Sunday, October 26, 2008
Day one...well day two actually!
Now, to preface things I would just like to warn all readers that at times during this blog I will:
A.) Sound like I have in fact been older than 25 for about 60 years. I tend to use phrases like "Good Grief" and "Holy Hannah". I may say things like "It's a horse a piece" or "It's neither here nor there". I just want to put that out there ASAP to clear up any confusion. Please feel free to ask if you are confused with the terminology.
B.) I think I am pretty funny. I am not one to brag, but I was indeed the funniest girl in the 7th grade at Hidden Oaks Middle School. I may try to portray my humor and I will give it my best shot but sometimes I am bad at translating from real life on to paper (or computer screen in this case)
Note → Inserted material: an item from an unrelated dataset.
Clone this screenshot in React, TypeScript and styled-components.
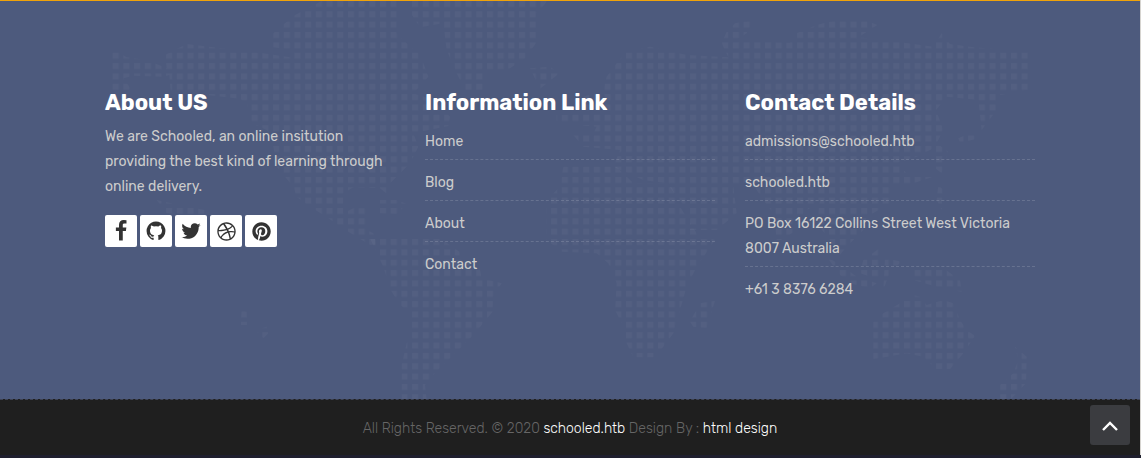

C.) Even though English was always one of my stronger subjects, I will not pretend to still be at the level I once was. I will use run-on sentences and a few too many !!! and ... in my typing. I apologize right now if this gets on your nerves!!!
D.) I will not go into this year pretending to think that I am somehow after 25 years going to mold myself into the perfect person. I am only attempting to live my life more intentionally and to let you come along for the ride if you so choose.
At this point this entry is rather long and I am going to sign off for tonight. I can't wait to see where God takes me this year!